▶ [To be done] Which lines have the string "components"? Copy all of them from the entries below.

# # # # # # #

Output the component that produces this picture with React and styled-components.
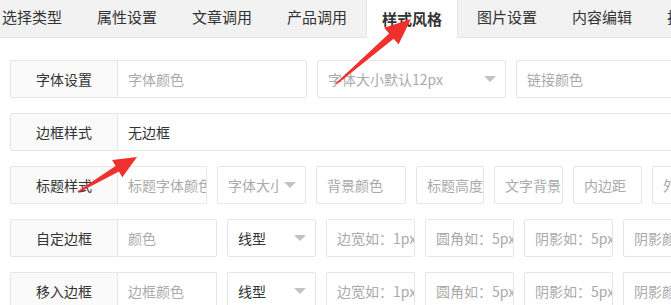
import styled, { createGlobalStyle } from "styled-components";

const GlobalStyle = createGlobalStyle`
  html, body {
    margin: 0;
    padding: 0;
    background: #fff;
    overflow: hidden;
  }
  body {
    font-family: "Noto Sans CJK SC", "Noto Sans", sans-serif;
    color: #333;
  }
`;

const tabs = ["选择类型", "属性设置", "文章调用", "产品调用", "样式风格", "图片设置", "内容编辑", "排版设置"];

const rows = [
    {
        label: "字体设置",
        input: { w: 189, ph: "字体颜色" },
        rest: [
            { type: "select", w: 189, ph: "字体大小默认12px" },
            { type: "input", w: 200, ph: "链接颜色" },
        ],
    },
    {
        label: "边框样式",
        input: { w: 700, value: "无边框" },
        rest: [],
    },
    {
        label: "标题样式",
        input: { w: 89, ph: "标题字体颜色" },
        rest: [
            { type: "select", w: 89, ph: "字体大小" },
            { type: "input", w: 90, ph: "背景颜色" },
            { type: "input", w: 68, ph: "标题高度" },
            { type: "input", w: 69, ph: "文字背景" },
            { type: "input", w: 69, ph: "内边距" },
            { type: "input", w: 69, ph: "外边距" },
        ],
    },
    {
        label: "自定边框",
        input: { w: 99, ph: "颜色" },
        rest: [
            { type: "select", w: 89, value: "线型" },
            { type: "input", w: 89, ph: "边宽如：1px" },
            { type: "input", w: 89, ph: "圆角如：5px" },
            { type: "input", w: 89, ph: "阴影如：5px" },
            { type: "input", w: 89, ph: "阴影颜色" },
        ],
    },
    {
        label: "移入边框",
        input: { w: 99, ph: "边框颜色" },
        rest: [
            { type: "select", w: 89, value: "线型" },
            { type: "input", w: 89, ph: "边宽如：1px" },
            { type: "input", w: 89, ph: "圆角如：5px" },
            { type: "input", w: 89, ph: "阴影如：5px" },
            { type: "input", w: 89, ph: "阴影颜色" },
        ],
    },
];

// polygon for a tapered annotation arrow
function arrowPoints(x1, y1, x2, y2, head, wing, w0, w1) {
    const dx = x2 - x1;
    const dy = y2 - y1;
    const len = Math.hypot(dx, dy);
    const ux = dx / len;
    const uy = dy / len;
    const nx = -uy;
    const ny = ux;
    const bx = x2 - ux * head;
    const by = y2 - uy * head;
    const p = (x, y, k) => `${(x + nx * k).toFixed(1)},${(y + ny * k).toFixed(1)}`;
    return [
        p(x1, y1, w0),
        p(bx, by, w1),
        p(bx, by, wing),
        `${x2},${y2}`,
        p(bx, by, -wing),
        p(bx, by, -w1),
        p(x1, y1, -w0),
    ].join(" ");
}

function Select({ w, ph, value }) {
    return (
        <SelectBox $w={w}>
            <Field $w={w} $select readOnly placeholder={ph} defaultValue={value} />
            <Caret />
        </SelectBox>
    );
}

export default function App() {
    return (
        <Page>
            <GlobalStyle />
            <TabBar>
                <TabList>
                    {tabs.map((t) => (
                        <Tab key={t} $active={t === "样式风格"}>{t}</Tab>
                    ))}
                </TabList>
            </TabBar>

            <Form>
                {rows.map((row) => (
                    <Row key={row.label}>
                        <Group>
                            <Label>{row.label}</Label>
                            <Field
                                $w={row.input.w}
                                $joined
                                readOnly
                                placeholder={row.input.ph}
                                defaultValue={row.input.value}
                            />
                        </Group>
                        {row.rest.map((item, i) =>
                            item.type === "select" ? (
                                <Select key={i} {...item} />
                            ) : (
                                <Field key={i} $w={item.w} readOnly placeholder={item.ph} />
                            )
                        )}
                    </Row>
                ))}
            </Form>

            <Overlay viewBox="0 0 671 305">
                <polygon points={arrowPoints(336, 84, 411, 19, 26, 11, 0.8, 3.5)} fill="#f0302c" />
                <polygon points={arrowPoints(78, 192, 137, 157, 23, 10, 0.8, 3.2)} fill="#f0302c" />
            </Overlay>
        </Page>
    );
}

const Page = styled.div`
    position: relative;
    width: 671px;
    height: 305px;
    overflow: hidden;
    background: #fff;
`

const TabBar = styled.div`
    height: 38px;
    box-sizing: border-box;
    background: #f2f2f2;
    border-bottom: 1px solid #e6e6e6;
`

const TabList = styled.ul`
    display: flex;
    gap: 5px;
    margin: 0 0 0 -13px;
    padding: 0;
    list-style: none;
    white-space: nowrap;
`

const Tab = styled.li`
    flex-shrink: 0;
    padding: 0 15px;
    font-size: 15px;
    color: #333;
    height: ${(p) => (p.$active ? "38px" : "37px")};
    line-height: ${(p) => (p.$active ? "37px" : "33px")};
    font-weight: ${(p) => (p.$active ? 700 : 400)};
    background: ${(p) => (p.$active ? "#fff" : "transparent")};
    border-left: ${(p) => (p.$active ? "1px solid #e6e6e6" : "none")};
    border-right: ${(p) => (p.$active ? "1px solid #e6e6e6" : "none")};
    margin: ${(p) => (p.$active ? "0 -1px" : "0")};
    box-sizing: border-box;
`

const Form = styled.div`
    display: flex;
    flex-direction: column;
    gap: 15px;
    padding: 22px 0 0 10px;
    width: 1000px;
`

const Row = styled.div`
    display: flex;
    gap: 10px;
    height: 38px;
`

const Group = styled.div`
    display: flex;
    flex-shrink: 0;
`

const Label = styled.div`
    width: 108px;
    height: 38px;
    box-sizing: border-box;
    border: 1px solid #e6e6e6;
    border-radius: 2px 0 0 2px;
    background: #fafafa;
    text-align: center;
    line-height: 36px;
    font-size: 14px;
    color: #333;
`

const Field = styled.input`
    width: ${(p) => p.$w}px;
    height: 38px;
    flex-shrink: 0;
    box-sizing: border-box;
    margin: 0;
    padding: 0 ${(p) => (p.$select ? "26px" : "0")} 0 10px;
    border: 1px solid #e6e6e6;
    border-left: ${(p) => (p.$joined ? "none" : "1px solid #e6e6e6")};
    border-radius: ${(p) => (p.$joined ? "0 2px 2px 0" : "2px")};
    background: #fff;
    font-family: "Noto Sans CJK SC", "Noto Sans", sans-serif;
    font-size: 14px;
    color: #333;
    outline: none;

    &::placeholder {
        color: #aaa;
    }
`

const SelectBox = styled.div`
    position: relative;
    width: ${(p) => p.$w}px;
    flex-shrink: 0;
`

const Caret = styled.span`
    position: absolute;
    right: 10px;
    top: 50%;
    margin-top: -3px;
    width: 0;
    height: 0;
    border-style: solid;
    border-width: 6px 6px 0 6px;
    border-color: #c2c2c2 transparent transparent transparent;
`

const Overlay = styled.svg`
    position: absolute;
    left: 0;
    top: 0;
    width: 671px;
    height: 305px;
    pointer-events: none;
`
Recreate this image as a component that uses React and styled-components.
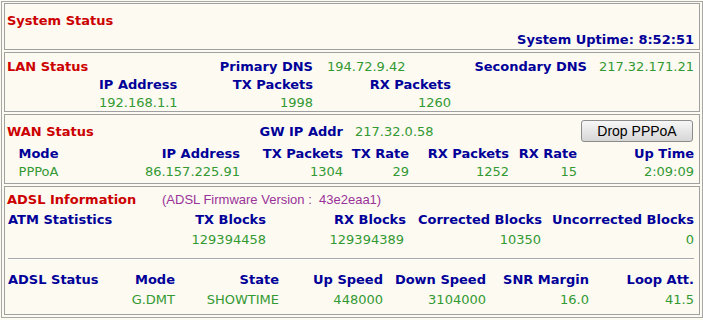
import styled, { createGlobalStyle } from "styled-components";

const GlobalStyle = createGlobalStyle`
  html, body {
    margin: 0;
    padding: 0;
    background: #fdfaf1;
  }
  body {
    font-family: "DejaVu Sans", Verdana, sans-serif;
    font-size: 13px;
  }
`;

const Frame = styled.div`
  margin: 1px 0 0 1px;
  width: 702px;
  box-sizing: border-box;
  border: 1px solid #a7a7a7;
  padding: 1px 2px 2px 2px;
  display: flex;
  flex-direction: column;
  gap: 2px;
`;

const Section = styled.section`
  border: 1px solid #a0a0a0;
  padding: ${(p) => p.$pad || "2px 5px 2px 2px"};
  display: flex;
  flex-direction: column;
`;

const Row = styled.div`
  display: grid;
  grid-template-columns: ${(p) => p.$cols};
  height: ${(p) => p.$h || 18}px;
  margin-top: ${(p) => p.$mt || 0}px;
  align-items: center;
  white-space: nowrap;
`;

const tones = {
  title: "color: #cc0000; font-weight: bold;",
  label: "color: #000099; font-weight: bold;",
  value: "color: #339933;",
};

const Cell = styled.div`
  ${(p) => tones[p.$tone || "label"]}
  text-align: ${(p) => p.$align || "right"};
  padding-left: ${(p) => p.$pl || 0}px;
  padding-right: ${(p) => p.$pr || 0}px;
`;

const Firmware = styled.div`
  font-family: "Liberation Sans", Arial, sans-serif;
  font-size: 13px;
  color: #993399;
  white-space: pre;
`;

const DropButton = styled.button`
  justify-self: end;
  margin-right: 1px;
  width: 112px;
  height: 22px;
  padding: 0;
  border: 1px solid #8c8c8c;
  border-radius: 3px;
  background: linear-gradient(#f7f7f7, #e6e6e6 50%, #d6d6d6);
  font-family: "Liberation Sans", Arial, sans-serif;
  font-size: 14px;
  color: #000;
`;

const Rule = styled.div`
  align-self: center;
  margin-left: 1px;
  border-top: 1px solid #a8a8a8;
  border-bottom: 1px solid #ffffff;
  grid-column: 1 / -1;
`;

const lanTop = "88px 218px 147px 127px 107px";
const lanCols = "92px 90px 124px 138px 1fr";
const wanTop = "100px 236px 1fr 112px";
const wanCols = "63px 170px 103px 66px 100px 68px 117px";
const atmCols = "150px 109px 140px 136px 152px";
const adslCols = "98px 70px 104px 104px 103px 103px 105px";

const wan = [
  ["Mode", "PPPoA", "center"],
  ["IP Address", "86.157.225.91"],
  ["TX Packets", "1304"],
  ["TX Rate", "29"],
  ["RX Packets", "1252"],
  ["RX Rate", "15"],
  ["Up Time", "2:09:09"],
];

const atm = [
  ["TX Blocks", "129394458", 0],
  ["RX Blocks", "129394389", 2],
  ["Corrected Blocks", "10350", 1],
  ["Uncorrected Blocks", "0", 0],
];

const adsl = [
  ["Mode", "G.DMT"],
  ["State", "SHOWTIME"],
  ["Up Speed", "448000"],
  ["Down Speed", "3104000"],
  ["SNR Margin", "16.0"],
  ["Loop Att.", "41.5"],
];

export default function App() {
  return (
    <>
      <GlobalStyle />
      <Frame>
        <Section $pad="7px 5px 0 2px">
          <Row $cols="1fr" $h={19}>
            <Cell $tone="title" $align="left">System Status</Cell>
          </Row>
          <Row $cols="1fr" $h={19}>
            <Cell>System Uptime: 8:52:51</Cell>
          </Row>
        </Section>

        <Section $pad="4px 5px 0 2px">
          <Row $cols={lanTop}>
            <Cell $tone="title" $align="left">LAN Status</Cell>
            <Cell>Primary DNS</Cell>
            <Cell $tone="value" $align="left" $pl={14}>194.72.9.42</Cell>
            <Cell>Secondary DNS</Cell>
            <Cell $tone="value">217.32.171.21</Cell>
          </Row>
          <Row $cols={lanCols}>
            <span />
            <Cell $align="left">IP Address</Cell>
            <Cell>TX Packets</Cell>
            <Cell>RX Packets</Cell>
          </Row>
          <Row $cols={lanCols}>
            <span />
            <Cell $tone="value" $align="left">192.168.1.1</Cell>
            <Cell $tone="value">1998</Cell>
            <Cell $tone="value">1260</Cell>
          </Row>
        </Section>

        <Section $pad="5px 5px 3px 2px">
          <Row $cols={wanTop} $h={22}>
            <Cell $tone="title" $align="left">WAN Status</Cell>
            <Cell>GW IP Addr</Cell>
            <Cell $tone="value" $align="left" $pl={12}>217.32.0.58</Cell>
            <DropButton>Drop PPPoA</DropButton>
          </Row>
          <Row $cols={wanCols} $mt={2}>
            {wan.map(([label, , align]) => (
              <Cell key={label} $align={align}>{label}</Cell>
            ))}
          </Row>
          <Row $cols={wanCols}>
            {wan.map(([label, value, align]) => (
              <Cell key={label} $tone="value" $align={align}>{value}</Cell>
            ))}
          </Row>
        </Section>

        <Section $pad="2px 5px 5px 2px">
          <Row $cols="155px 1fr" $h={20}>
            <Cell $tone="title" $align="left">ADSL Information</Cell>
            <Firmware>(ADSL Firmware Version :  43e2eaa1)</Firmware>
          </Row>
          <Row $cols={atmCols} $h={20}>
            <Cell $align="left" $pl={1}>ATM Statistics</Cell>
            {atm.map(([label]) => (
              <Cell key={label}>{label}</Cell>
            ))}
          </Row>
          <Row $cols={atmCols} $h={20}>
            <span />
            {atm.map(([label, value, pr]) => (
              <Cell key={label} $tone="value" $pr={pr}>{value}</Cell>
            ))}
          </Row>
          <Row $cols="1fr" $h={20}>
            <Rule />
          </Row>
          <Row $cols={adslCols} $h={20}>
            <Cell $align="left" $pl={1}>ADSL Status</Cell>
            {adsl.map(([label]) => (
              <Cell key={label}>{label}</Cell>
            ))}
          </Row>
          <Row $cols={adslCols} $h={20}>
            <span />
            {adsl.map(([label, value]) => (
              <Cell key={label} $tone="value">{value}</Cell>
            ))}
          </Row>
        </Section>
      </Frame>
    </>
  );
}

# # # # # # #

▶ [Exercise response]
Output the component that produces this picture with React and styled-components.
import styled, { createGlobalStyle } from "styled-components";
Recreate this image as a component that uses React and styled-components.
import styled, { createGlobalStyle } from "styled-components";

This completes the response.